- [EXERCISE BRIEF]: Your task is to give the listing below back word for word, pictures excluded.
-- START --
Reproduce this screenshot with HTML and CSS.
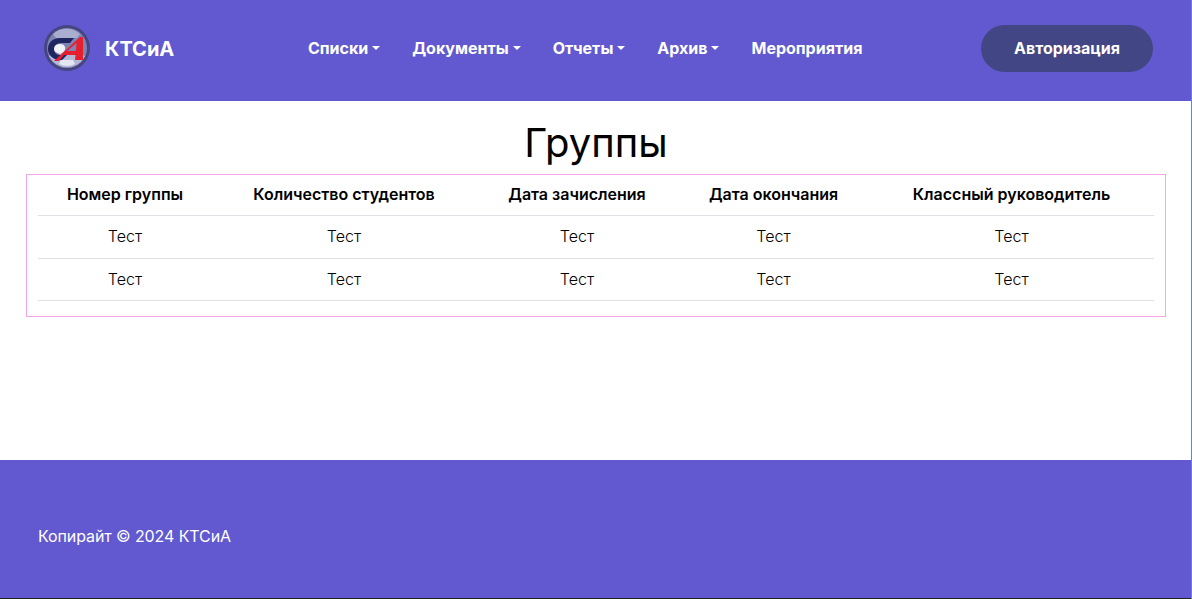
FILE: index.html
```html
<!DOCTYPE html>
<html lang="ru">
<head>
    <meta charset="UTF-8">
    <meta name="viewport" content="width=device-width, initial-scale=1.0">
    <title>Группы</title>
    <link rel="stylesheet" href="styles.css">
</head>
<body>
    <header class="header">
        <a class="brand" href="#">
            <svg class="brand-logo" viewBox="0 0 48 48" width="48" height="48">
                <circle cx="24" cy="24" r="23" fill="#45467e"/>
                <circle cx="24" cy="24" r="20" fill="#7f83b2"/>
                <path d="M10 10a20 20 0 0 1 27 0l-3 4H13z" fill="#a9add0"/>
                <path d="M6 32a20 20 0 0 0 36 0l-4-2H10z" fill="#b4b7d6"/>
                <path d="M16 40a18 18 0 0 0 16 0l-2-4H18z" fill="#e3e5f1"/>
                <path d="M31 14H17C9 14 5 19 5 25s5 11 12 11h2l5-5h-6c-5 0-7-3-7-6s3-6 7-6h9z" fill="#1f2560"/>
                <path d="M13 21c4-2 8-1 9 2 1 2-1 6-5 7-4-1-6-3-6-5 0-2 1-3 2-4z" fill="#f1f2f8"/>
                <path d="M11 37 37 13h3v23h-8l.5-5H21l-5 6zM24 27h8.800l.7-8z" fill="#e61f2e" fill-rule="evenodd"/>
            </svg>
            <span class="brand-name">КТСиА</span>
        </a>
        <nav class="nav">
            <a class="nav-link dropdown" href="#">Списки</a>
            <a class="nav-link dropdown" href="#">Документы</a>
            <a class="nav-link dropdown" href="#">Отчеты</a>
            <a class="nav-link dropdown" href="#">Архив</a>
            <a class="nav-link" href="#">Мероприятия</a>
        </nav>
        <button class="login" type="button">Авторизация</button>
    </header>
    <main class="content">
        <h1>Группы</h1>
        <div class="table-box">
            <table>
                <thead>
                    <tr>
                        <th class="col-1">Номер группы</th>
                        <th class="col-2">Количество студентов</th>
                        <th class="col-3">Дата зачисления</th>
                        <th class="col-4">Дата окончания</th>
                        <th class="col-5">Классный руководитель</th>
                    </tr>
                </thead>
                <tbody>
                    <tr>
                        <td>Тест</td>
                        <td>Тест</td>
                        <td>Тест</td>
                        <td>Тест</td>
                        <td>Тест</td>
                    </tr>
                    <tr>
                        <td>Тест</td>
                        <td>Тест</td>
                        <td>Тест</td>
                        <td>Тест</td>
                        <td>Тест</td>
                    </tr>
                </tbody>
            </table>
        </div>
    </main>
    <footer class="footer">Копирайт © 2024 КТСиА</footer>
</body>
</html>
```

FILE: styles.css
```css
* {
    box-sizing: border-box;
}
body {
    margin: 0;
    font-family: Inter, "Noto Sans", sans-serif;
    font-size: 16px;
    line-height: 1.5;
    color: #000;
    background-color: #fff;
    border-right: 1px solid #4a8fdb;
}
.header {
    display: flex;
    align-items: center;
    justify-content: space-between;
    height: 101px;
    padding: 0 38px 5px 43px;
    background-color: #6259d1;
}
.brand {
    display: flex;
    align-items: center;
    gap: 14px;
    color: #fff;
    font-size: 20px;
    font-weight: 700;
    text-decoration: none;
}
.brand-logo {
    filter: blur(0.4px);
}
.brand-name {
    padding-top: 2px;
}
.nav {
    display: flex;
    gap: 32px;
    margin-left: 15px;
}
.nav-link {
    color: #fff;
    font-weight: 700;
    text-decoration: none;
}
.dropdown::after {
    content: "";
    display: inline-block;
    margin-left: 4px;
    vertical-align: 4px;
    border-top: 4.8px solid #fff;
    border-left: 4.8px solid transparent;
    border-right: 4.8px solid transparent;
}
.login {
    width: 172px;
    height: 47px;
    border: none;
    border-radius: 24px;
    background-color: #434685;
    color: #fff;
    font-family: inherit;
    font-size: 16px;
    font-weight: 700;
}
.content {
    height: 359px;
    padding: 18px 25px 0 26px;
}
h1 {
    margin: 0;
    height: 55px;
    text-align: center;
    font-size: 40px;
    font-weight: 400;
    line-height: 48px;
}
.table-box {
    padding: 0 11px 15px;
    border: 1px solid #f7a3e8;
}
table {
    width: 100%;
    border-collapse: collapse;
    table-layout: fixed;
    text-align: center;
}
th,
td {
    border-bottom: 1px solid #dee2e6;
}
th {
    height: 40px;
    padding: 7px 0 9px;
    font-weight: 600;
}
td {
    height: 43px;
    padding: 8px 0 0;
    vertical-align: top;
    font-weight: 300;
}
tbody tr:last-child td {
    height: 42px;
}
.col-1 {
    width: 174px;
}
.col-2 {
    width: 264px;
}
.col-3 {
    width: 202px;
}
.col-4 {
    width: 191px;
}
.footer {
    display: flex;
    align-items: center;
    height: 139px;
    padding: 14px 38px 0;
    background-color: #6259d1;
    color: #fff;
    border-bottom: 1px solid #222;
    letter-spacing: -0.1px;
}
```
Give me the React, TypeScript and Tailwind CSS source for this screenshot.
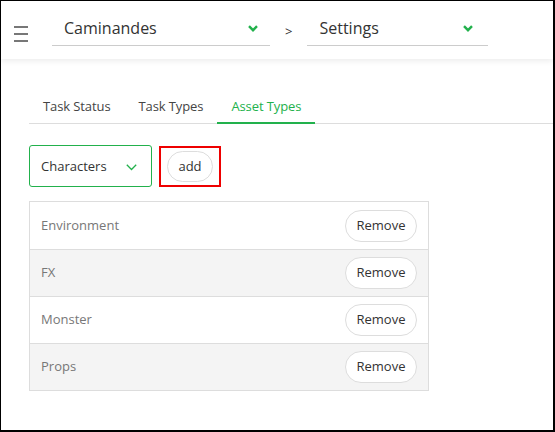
-- END --
- [EXERCISE RESULT]:
Reproduce this screenshot with HTML and CSS.
FILE: index.html
```html
<!DOCTYPE html>
<html lang="ru">
<head>
    <meta charset="UTF-8">
    <meta name="viewport" content="width=device-width, initial-scale=1.0">
    <title>Группы</title>
    <link rel="stylesheet" href="styles.css">
</head>
<body>
    <header class="header">
        <a class="brand" href="#">
            <svg class="brand-logo" viewBox="0 0 48 48" width="48" height="48">
                <circle cx="24" cy="24" r="23" fill="#45467e"/>
                <circle cx="24" cy="24" r="20" fill="#7f83b2"/>
                <path d="M10 10a20 20 0 0 1 27 0l-3 4H13z" fill="#a9add0"/>
                <path d="M6 32a20 20 0 0 0 36 0l-4-2H10z" fill="#b4b7d6"/>
                <path d="M16 40a18 18 0 0 0 16 0l-2-4H18z" fill="#e3e5f1"/>
                <path d="M31 14H17C9 14 5 19 5 25s5 11 12 11h2l5-5h-6c-5 0-7-3-7-6s3-6 7-6h9z" fill="#1f2560"/>
                <path d="M13 21c4-2 8-1 9 2 1 2-1 6-5 7-4-1-6-3-6-5 0-2 1-3 2-4z" fill="#f1f2f8"/>
                <path d="M11 37 37 13h3v23h-8l.5-5H21l-5 6zM24 27h8.800l.7-8z" fill="#e61f2e" fill-rule="evenodd"/>
            </svg>
            <span class="brand-name">КТСиА</span>
        </a>
        <nav class="nav">
            <a class="nav-link dropdown" href="#">Списки</a>
            <a class="nav-link dropdown" href="#">Документы</a>
            <a class="nav-link dropdown" href="#">Отчеты</a>
            <a class="nav-link dropdown" href="#">Архив</a>
            <a class="nav-link" href="#">Мероприятия</a>
        </nav>
        <button class="login" type="button">Авторизация</button>
    </header>
    <main class="content">
        <h1>Группы</h1>
        <div class="table-box">
            <table>
                <thead>
                    <tr>
                        <th class="col-1">Номер группы</th>
                        <th class="col-2">Количество студентов</th>
                        <th class="col-3">Дата зачисления</th>
                        <th class="col-4">Дата окончания</th>
                        <th class="col-5">Классный руководитель</th>
                    </tr>
                </thead>
                <tbody>
                    <tr>
                        <td>Тест</td>
                        <td>Тест</td>
                        <td>Тест</td>
                        <td>Тест</td>
                        <td>Тест</td>
                    </tr>
                    <tr>
                        <td>Тест</td>
                        <td>Тест</td>
                        <td>Тест</td>
                        <td>Тест</td>
                        <td>Тест</td>
                    </tr>
                </tbody>
            </table>
        </div>
    </main>
    <footer class="footer">Копирайт © 2024 КТСиА</footer>
</body>
</html>
```

FILE: styles.css
```css
* {
    box-sizing: border-box;
}
body {
    margin: 0;
    font-family: Inter, "Noto Sans", sans-serif;
    font-size: 16px;
    line-height: 1.5;
    color: #000;
    background-color: #fff;
    border-right: 1px solid #4a8fdb;
}
.header {
    display: flex;
    align-items: center;
    justify-content: space-between;
    height: 101px;
    padding: 0 38px 5px 43px;
    background-color: #6259d1;
}
.brand {
    display: flex;
    align-items: center;
    gap: 14px;
    color: #fff;
    font-size: 20px;
    font-weight: 700;
    text-decoration: none;
}
.brand-logo {
    filter: blur(0.4px);
}
.brand-name {
    padding-top: 2px;
}
.nav {
    display: flex;
    gap: 32px;
    margin-left: 15px;
}
.nav-link {
    color: #fff;
    font-weight: 700;
    text-decoration: none;
}
.dropdown::after {
    content: "";
    display: inline-block;
    margin-left: 4px;
    vertical-align: 4px;
    border-top: 4.8px solid #fff;
    border-left: 4.8px solid transparent;
    border-right: 4.8px solid transparent;
}
.login {
    width: 172px;
    height: 47px;
    border: none;
    border-radius: 24px;
    background-color: #434685;
    color: #fff;
    font-family: inherit;
    font-size: 16px;
    font-weight: 700;
}
.content {
    height: 359px;
    padding: 18px 25px 0 26px;
}
h1 {
    margin: 0;
    height: 55px;
    text-align: center;
    font-size: 40px;
    font-weight: 400;
    line-height: 48px;
}
.table-box {
    padding: 0 11px 15px;
    border: 1px solid #f7a3e8;
}
table {
    width: 100%;
    border-collapse: collapse;
    table-layout: fixed;
    text-align: center;
}
th,
td {
    border-bottom: 1px solid #dee2e6;
}
th {
    height: 40px;
    padding: 7px 0 9px;
    font-weight: 600;
}
td {
    height: 43px;
    padding: 8px 0 0;
    vertical-align: top;
    font-weight: 300;
}
tbody tr:last-child td {
    height: 42px;
}
.col-1 {
    width: 174px;
}
.col-2 {
    width: 264px;
}
.col-3 {
    width: 202px;
}
.col-4 {
    width: 191px;
}
.footer {
    display: flex;
    align-items: center;
    height: 139px;
    padding: 14px 38px 0;
    background-color: #6259d1;
    color: #fff;
    border-bottom: 1px solid #222;
    letter-spacing: -0.1px;
}
```
Give me the React, TypeScript and Tailwind CSS source for this screenshot.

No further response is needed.